> [Written instruction] Copy out every line that contains the word "components".

> [Material provided]

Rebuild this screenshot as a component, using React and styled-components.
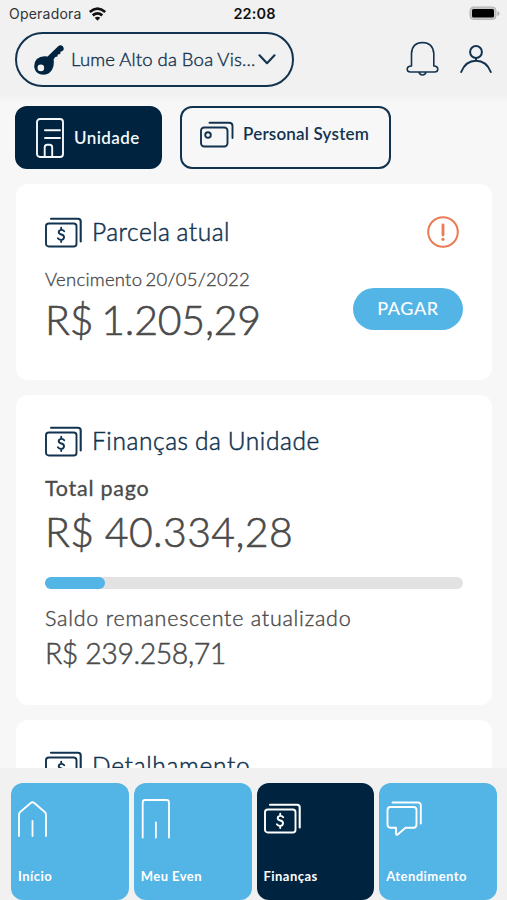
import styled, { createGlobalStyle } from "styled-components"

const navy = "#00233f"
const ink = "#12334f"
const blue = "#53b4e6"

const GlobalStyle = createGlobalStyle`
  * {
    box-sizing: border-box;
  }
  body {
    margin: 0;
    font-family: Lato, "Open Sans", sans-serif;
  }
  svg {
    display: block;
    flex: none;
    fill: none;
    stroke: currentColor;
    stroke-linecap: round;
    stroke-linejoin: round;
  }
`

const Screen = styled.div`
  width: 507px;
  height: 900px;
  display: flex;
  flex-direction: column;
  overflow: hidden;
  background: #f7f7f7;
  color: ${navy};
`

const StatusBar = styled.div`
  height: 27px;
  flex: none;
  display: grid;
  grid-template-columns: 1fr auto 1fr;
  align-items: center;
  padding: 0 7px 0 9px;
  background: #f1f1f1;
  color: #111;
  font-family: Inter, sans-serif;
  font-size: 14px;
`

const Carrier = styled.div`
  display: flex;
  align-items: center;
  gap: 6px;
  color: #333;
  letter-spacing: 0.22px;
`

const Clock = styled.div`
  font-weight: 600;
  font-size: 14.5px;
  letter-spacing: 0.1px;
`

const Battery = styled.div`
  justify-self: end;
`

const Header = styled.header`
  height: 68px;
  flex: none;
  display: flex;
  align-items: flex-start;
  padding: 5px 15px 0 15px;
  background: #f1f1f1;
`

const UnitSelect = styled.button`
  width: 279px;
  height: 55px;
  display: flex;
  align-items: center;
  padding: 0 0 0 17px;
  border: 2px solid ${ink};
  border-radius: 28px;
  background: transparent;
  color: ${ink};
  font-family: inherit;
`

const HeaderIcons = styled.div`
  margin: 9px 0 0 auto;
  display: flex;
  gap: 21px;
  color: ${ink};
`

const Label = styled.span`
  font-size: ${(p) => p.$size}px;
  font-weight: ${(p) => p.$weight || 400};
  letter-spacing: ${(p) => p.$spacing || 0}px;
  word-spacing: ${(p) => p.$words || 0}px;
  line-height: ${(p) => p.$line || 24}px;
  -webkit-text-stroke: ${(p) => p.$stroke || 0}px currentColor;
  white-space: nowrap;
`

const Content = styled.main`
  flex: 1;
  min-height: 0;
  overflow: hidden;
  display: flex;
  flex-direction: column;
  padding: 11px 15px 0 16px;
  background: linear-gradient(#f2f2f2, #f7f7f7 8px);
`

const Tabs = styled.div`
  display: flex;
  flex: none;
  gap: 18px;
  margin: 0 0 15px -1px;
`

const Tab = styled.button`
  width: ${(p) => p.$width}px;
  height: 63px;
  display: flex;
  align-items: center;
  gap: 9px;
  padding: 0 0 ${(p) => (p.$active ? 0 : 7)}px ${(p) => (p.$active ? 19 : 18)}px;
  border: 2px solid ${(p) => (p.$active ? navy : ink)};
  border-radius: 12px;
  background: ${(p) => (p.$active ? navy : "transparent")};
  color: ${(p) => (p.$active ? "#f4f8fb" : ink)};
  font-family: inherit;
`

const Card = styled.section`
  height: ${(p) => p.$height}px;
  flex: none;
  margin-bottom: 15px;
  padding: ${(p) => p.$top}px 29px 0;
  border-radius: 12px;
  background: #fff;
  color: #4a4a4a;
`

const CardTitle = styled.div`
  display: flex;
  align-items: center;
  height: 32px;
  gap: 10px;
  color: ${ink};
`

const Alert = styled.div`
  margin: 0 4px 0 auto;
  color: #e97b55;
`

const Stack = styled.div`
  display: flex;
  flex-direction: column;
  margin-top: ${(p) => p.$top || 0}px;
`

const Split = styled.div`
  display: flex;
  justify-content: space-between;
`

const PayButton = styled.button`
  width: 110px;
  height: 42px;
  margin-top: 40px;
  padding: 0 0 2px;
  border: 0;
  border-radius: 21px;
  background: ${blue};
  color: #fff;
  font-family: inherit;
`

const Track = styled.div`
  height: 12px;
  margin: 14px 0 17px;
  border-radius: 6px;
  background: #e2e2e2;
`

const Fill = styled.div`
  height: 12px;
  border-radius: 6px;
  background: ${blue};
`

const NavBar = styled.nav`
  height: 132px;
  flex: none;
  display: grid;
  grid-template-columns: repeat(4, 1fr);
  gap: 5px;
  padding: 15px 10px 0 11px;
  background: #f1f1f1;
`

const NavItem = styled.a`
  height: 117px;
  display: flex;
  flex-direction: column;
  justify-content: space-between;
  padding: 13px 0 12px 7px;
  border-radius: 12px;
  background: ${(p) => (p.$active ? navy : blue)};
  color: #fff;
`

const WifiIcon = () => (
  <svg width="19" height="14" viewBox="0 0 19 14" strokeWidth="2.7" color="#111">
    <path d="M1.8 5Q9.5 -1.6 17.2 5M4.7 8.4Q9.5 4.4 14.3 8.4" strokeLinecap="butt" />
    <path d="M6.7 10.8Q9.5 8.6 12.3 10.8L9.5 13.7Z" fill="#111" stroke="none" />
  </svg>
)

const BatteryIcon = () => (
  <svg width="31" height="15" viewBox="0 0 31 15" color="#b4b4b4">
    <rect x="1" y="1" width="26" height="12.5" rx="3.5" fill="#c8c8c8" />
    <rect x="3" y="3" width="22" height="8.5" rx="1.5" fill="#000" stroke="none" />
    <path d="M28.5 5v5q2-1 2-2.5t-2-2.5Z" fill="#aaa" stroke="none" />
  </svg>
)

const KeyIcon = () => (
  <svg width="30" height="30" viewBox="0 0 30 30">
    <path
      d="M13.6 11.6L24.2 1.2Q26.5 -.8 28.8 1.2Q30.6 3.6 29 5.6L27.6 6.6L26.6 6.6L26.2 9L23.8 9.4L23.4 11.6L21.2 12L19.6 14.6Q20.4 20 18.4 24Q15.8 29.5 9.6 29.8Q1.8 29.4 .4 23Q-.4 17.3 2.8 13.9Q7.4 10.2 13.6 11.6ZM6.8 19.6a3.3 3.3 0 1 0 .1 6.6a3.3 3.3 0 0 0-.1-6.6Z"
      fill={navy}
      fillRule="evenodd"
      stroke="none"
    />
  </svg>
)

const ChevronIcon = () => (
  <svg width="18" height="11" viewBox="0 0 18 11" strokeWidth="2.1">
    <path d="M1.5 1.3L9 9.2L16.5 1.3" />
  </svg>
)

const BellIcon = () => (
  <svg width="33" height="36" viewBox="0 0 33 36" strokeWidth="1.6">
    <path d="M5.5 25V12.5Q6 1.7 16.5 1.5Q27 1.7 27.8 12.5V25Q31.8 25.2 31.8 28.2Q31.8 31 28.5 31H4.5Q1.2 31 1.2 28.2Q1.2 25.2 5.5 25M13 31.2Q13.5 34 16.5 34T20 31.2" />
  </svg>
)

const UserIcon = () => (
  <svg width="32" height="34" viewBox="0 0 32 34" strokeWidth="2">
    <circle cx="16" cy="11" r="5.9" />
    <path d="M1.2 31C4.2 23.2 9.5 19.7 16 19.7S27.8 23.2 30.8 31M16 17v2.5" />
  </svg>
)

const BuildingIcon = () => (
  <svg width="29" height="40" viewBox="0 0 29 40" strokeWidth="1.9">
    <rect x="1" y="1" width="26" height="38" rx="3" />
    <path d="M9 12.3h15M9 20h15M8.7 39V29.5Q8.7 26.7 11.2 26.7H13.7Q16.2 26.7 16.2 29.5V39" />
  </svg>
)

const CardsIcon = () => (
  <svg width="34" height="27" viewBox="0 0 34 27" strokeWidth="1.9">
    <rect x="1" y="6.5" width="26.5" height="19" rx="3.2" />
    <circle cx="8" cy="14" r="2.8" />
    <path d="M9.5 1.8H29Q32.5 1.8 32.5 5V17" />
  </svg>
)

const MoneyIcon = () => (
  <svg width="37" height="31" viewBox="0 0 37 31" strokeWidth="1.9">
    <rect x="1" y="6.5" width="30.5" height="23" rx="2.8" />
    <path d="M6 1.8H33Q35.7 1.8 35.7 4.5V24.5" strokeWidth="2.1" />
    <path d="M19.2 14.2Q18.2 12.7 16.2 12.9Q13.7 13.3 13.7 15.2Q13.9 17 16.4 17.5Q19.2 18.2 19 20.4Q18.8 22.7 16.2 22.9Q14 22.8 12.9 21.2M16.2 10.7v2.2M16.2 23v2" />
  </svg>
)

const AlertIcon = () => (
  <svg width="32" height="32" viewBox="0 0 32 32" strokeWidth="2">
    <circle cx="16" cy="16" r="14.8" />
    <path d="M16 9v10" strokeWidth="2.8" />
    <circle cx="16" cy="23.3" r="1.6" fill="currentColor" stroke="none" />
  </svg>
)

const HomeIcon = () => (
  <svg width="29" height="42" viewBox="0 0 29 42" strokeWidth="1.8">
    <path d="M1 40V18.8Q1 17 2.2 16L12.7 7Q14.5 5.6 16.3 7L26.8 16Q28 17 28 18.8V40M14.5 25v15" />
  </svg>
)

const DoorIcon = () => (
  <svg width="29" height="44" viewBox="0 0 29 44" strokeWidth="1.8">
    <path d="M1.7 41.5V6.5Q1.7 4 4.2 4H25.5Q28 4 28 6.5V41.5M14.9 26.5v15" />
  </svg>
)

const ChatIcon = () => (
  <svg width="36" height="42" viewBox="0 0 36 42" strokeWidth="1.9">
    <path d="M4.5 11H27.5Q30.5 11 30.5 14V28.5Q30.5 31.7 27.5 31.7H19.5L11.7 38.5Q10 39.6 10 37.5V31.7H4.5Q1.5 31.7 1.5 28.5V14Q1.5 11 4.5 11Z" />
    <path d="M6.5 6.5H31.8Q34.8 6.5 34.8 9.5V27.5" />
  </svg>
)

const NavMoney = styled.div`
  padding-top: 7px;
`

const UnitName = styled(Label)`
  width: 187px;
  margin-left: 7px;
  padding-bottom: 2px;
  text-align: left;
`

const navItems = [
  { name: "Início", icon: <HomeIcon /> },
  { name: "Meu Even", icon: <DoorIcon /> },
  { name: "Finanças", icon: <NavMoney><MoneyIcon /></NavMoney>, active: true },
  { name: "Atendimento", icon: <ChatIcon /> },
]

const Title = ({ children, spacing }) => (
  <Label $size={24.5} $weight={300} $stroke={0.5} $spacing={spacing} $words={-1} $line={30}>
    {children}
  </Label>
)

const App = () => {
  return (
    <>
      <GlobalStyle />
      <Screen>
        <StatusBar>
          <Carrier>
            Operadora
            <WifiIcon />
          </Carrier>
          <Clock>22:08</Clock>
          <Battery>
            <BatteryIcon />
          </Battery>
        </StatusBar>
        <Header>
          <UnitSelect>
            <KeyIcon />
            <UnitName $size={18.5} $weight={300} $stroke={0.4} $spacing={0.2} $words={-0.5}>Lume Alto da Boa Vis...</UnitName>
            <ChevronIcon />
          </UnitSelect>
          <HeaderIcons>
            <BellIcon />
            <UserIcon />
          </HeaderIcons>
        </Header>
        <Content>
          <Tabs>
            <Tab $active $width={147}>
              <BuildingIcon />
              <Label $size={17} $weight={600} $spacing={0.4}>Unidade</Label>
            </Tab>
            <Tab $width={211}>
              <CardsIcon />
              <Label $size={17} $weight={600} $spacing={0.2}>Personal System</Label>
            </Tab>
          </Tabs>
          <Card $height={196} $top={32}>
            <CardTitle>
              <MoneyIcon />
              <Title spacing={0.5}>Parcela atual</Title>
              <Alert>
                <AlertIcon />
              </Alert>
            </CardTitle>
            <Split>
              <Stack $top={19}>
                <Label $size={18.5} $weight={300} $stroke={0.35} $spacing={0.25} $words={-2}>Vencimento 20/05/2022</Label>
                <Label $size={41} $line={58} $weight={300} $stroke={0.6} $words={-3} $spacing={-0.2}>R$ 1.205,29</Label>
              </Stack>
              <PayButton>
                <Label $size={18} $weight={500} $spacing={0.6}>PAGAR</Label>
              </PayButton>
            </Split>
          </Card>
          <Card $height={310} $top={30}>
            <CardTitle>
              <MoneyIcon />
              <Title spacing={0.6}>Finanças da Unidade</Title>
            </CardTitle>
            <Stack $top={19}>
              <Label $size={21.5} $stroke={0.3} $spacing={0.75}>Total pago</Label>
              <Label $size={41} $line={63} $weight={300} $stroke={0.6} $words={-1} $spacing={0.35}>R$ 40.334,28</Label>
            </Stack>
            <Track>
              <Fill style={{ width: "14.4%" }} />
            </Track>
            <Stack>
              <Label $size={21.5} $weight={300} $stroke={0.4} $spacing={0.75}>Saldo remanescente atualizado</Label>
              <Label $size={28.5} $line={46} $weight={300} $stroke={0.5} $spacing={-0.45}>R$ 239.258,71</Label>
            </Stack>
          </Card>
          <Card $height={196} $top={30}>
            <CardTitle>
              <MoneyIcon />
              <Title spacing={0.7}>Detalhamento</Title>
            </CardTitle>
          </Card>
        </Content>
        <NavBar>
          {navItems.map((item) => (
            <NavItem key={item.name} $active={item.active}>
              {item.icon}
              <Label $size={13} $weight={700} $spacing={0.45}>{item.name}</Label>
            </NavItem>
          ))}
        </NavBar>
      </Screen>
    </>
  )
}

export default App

> [Task solution]
Rebuild this screenshot as a component, using React and styled-components.
import styled, { createGlobalStyle } from "styled-components"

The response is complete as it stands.